◆ What is needed ◆
The data below holds the lines to copy: everything from the line containing "The picture is" to the line containing "block; flex: none;", both ends included, set down exactly.

★ ★ ★ ★ ★

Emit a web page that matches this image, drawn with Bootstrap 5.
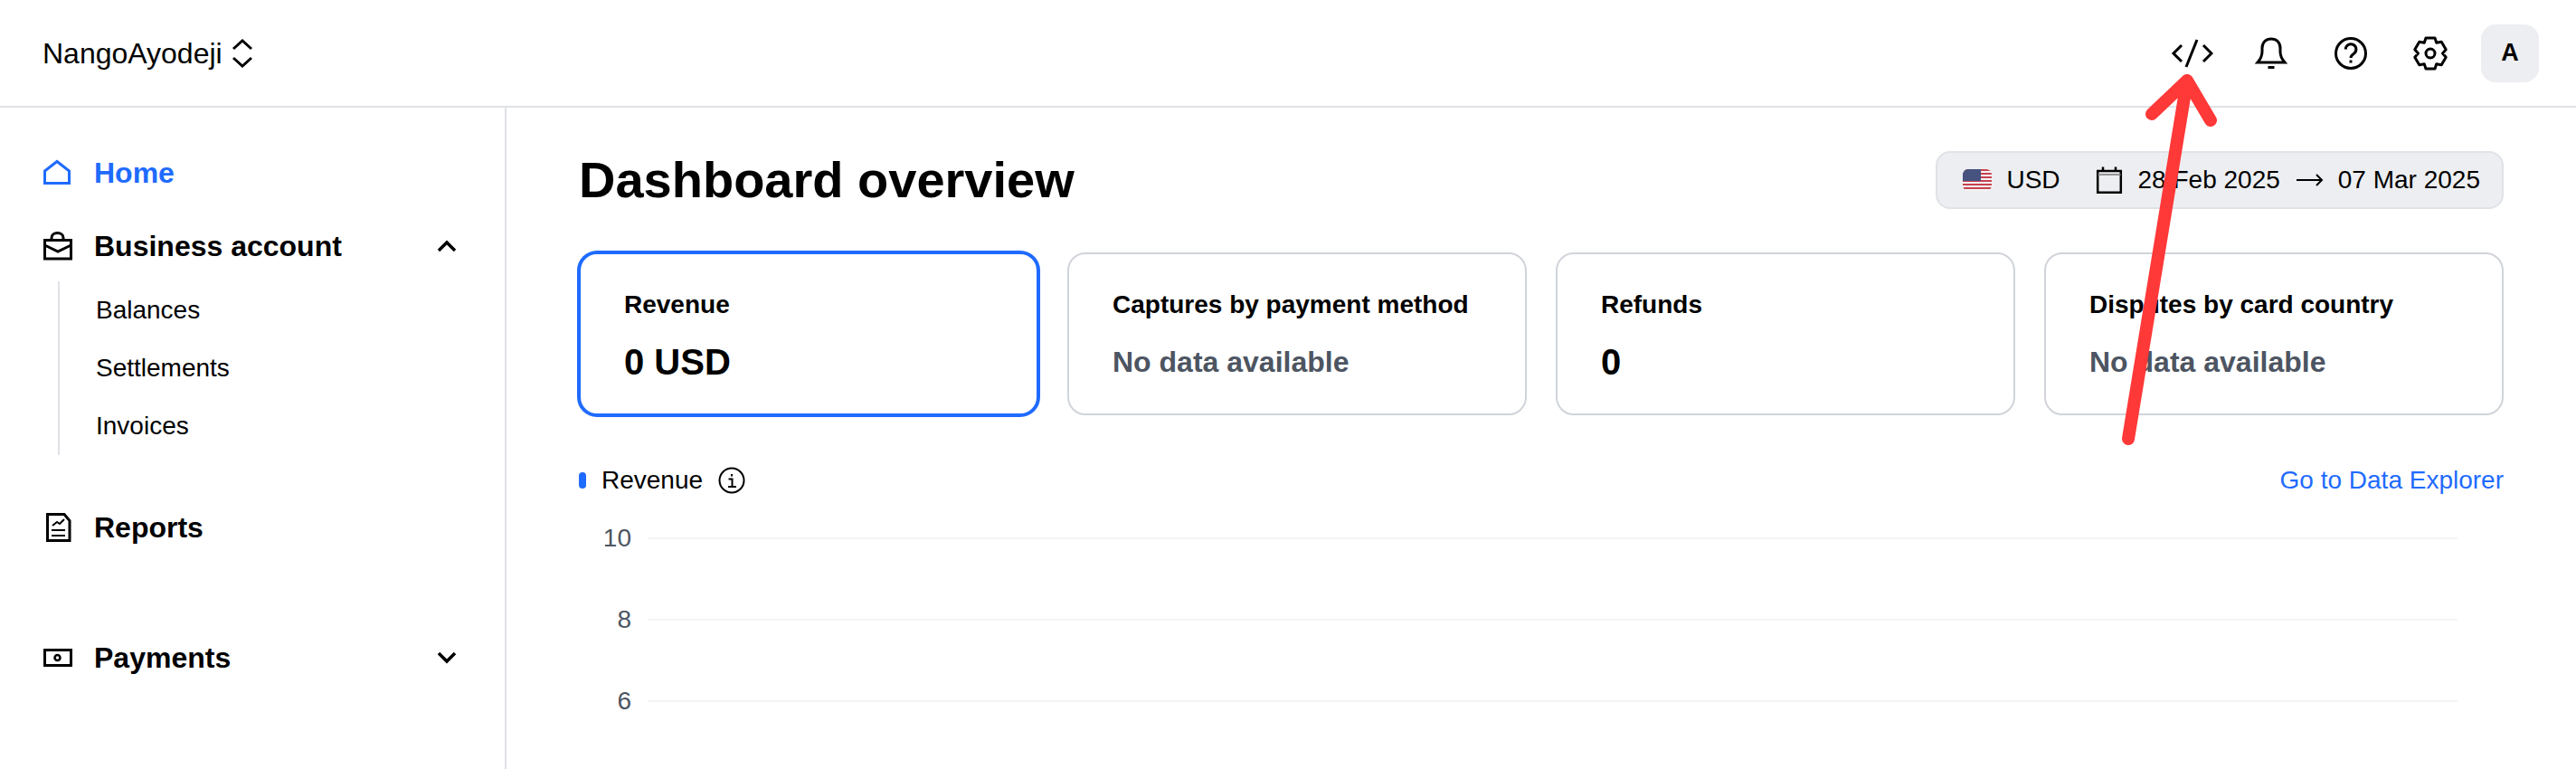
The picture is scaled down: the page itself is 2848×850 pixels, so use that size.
<!DOCTYPE html>
<html lang="en">
<head>
  <meta charset="UTF-8">
  <title>Dashboard overview</title>
  <meta name="viewport" content="width=device-width, initial-scale=1">
  <link rel="stylesheet" href="https://cdn.jsdelivr.net/npm/bootstrap@5.3.0/dist/css/bootstrap.min.css">
  <style>
    html, body { height: 100%; overflow: hidden; }
    body {
      background: #fff;
      color: #000;
      font-family: "Liberation Sans", Arial, sans-serif;
      font-size: 28px;
    }
    svg { display: block; flex: none; }

    /* Top bar */
    .top-bar {
      height: 119px;
      padding: 0 41px 0 47px;
      border-bottom: 2px solid #dfe2e6;
    }
    .org-name { font-size: 32px; }
    .org-switch { margin-left: 6px; }
    .top-actions { gap: 40px; }
    .user-tile {
      width: 64px;
      height: 64px;
      margin-left: -8px;
      border-radius: 16px;
      background: #edeef1;
      font-size: 27px;
      font-weight: 700;
    }

    /* Sidebar */
    .shell { height: 731px; }
    .side-col {
      width: 560px;
      flex: none;
      padding: 48px 52px 0 48px;
      border-right: 2px solid #dfe2e6;
    }
    .side-item {
      height: 48px;
      gap: 24px;
      font-size: 32px;
      font-weight: 700;
      color: #000;
      text-decoration: none;
    }
    .side-item.is-current { color: #1f6bff; }
    .gap-business { margin-top: 33px; }
    .gap-reports { margin-top: 56px; }
    .gap-payments { margin-top: 96px; }
    .side-sub {
      margin: 15px 0 0 16px;
      padding-left: 40px;
      border-left: 2px solid #dfe2e6;
    }
    .side-sub a {
      display: block;
      height: 64px;
      line-height: 64px;
      color: #000;
      text-decoration: none;
    }

    /* Main */
    .main-col { padding: 48px 80px 0 80px; min-width: 0; }
    .page-title { font-size: 56px; font-weight: 700; margin: 0; line-height: 64px; }
    .date-pill {
      height: 64px;
      padding: 0 24px 0 28px;
      background: #edeef1;
      border: 2px solid #dfe2e6;
      border-radius: 16px;
    }
    .usd-code { margin-left: 16px; }
    .range-icon { margin-left: 38px; }
    .stat-row { --bs-gutter-x: 32px; margin-top: 48px; }
    .stat-card {
      height: 180px;
      padding: 3px 48px 0;
      border: 2px solid #d0d4da;
      border-radius: 20px;
      justify-content: center;
    }
    .stat-card.is-active {
      border-color: #1f6bff;
      box-shadow: 0 0 0 2px #1f6bff;
    }
    .stat-label { font-weight: 700; line-height: 40px; }
    .stat-value { font-size: 40px; font-weight: 700; line-height: 48px; margin-top: 19px; }
    .stat-empty { font-size: 32px; font-weight: 700; line-height: 48px; margin-top: 19px; color: #4d5562; }

    .legend-row { height: 40px; margin-top: 52px; }
    .legend-dot { width: 8px; height: 18px; border-radius: 4px; background: #1f6bff; margin-right: 17px; }
    .legend-info { margin-left: 17px; }
    .explorer-link { color: #1f6bff; text-decoration: none; }

    .axis-list { margin-top: -1px; }
    .axis-row { height: 90px; padding-right: 51px; }
    .axis-label { width: 58px; text-align: right; color: #4d5562; line-height: 1; margin-right: 18px; }
    .axis-line { height: 2px; background: #f3f4f6; }

    /* Hand drawn annotation over the page */
    .red-arrow { position: absolute; left: 2340px; top: 60px; z-index: 5; pointer-events: none; }
  </style>
</head>
<body class="position-relative">

  <header class="top-bar d-flex align-items-center justify-content-between">
    <div class="d-flex align-items-center">
      <span class="org-name">NangoAyodeji</span>
      <svg class="org-switch" width="32" height="32" viewBox="0 0 32 32" fill="none" stroke="#000" stroke-width="3"><path d="M6 11 16 2l10 9M6 21l10 9 10-9"/></svg>
    </div>
    <div class="top-actions d-flex align-items-center">
      <svg width="48" height="48" viewBox="-1 0 48 48" fill="none" stroke="#000" stroke-width="3"><path d="M12 15 3 24l9 9M36 15l9 9-9 9M29 9 17 39"/></svg>
      <svg width="48" height="48" viewBox="0 0 48 48" fill="none" stroke="#000" stroke-width="3"><path d="M9 34h30c-3.500-4-5-7-5-12v-4c0-6-4-10-10-10s-10 4-10 10v4c0 5-1.500 8-5 12ZM20.500 39.500h7"/></svg>
      <svg width="48" height="48" viewBox="0 0 48 48" fill="none" stroke="#000" stroke-width="3"><circle cx="24" cy="24" r="16.500"/><path d="M18.300 19.500a5.800 5.800 0 1 1 8.900 4.900c-2 1.300-3.200 2.100-3.200 4.600"/><path d="M24 31.500v3"/></svg>
      <svg width="48" height="48" viewBox="-24 -24 48 48" fill="none" stroke="#000" stroke-width="3" stroke-linejoin="round"><path d="M-5-17H5L6.750-11.700 12.220-12.830 17.220-4.170 13.500 0 17.220 4.170 12.220 12.830 6.750 11.700 5 17H-5L-6.750 11.700-12.220 12.830-17.220 4.170-13.500 0-17.220-4.170-12.220-12.830-6.750-11.700Z"/><circle r="5"/></svg>
      <div class="user-tile d-flex align-items-center justify-content-center">A</div>
    </div>
  </header>

  <div class="shell d-flex">
    <nav class="side-col">
      <a class="side-item is-current d-flex align-items-center" href="#">
        <svg width="32" height="32" viewBox="0 0 32 32" fill="none" stroke="#1f6bff" stroke-width="3"><path d="M1.500 27.500V14L15 3.500 28.500 14v13.500Z"/></svg>
        Home
      </a>
      <a class="side-item gap-business d-flex align-items-center" href="#">
        <svg width="32" height="32" viewBox="0 0 32 32" fill="none" stroke="#000" stroke-width="3"><path d="M1.500 9.500h29v20.500h-29ZM1.500 15 16 22l14.500-7M9 9.500V7c0-3.500 3-5.500 6.500-5.500S22 3.500 22 7v2.500"/></svg>
        Business account
        <svg class="ms-auto" width="24" height="24" viewBox="0 0 24 24" fill="none" stroke="#000" stroke-width="3.500"><path d="M3 17 12 8l9 9"/></svg>
      </a>
      <div class="side-sub">
        <a href="#">Balances</a>
        <a href="#">Settlements</a>
        <a href="#">Invoices</a>
      </div>
      <a class="side-item gap-reports d-flex align-items-center" href="#">
        <svg width="32" height="32" viewBox="0 0 32 32" fill="none" stroke="#000" stroke-width="3"><path d="M4.500 1.500H23l6 7v22H4.500Z"/><path stroke-width="2" d="m10 14 5-4 3 2 5-5M9 19h15M9 25h15"/></svg>
        Reports
      </a>
      <a class="side-item gap-payments d-flex align-items-center" href="#">
        <svg width="32" height="32" viewBox="0 0 32 32" fill="none" stroke="#000" stroke-width="3"><rect x="1.500" y="7.500" width="29" height="17"/><circle cx="15.500" cy="16" r="3" stroke-width="2.500"/></svg>
        Payments
        <svg class="ms-auto" width="24" height="24" viewBox="0 0 24 24" fill="none" stroke="#000" stroke-width="3.500"><path d="m3 7 9 9 9-9"/></svg>
      </a>
    </nav>

    <main class="main-col flex-grow-1">
      <div class="d-flex align-items-center justify-content-between">
        <h1 class="page-title">Dashboard overview</h1>
        <div class="date-pill d-flex align-items-center">
          <svg class="rounded-2" width="32" height="24" viewBox="0 0 32 24">
            <rect width="32" height="24" fill="#f4f4f6"/>
            <path fill="#c8414e" d="M0 0h32v2H0zM0 4h32v2H0zM0 8h32v2H0zM0 12h32v2H0zM0 16h32v2H0zM0 20h32v2H0z"/>
            <rect width="20" height="13" fill="#47537f"/>
          </svg>
          <span class="usd-code">USD</span>
          <svg class="range-icon" width="32" height="32" viewBox="0 0 32 32" fill="none" stroke="#000" stroke-width="2.500"><path d="M3.200 6h25.600v23.800H3.200ZM9 1.500V6M23 1.500V6"/><path stroke="#777" stroke-width="1.500" d="M3.200 10h25.600"/></svg>
          <span class="ms-3">28 Feb 2025</span>
          <svg class="ms-3" width="32" height="32" viewBox="0 0 32 32" fill="none" stroke="#000" stroke-width="2"><path d="M2 16h28M24 10l6 6-6 6"/></svg>
          <span class="ms-3">07 Mar 2025</span>
        </div>
      </div>

      <div class="stat-row row row-cols-4">
        <div class="col"><div class="stat-card is-active card">
          <div class="stat-label">Revenue</div>
          <div class="stat-value">0 USD</div>
        </div></div>
        <div class="col"><div class="stat-card card">
          <div class="stat-label">Captures by payment method</div>
          <div class="stat-empty">No data available</div>
        </div></div>
        <div class="col"><div class="stat-card card">
          <div class="stat-label">Refunds</div>
          <div class="stat-value">0</div>
        </div></div>
        <div class="col"><div class="stat-card card">
          <div class="stat-label">Disputes by card country</div>
          <div class="stat-empty">No data available</div>
        </div></div>
      </div>

      <div class="legend-row d-flex align-items-center">
        <span class="legend-dot"></span>
        <span>Revenue</span>
        <svg class="legend-info" width="30" height="30" viewBox="0 0 30 30" fill="none" stroke="#000" stroke-width="2"><circle cx="15" cy="15" r="13.500"/><path d="M15 8v2.500M11.500 13.500H15.500V21.500M11 22h9"/></svg>
        <a class="explorer-link ms-auto" href="#">Go to Data Explorer</a>
      </div>

      <div class="axis-list">
        <div class="axis-row d-flex align-items-center"><span class="axis-label">10</span><div class="axis-line flex-grow-1"></div></div>
        <div class="axis-row d-flex align-items-center"><span class="axis-label">8</span><div class="axis-line flex-grow-1"></div></div>
        <div class="axis-row d-flex align-items-center"><span class="axis-label">6</span><div class="axis-line flex-grow-1"></div></div>
      </div>
    </main>
  </div>

  <svg class="red-arrow" width="120" height="440" viewBox="0 0 120 440" fill="none" stroke="#ff3838" stroke-width="14" stroke-linecap="round" stroke-linejoin="round"><path d="M39 66 78 29l26 44M78 29 13 425"/></svg>

  <script src="https://cdn.jsdelivr.net/npm/bootstrap@5.3.0/dist/js/bootstrap.bundle.min.js"></script>
</body>
</html>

★ ★ ★ ★ ★

◆ Task response ◆
The picture is scaled down: the page itself is 2848×850 pixels, so use that size.
<!DOCTYPE html>
<html lang="en">
<head>
  <meta charset="UTF-8">
  <title>Dashboard overview</title>
  <meta name="viewport" content="width=device-width, initial-scale=1">
  <link rel="stylesheet" href="https://cdn.jsdelivr.net/npm/bootstrap@5.3.0/dist/css/bootstrap.min.css">
  <style>
    html, body { height: 100%; overflow: hidden; }
    body {
      background: #fff;
      color: #000;
      font-family: "Liberation Sans", Arial, sans-serif;
      font-size: 28px;
    }
    svg { display: block; flex: none; }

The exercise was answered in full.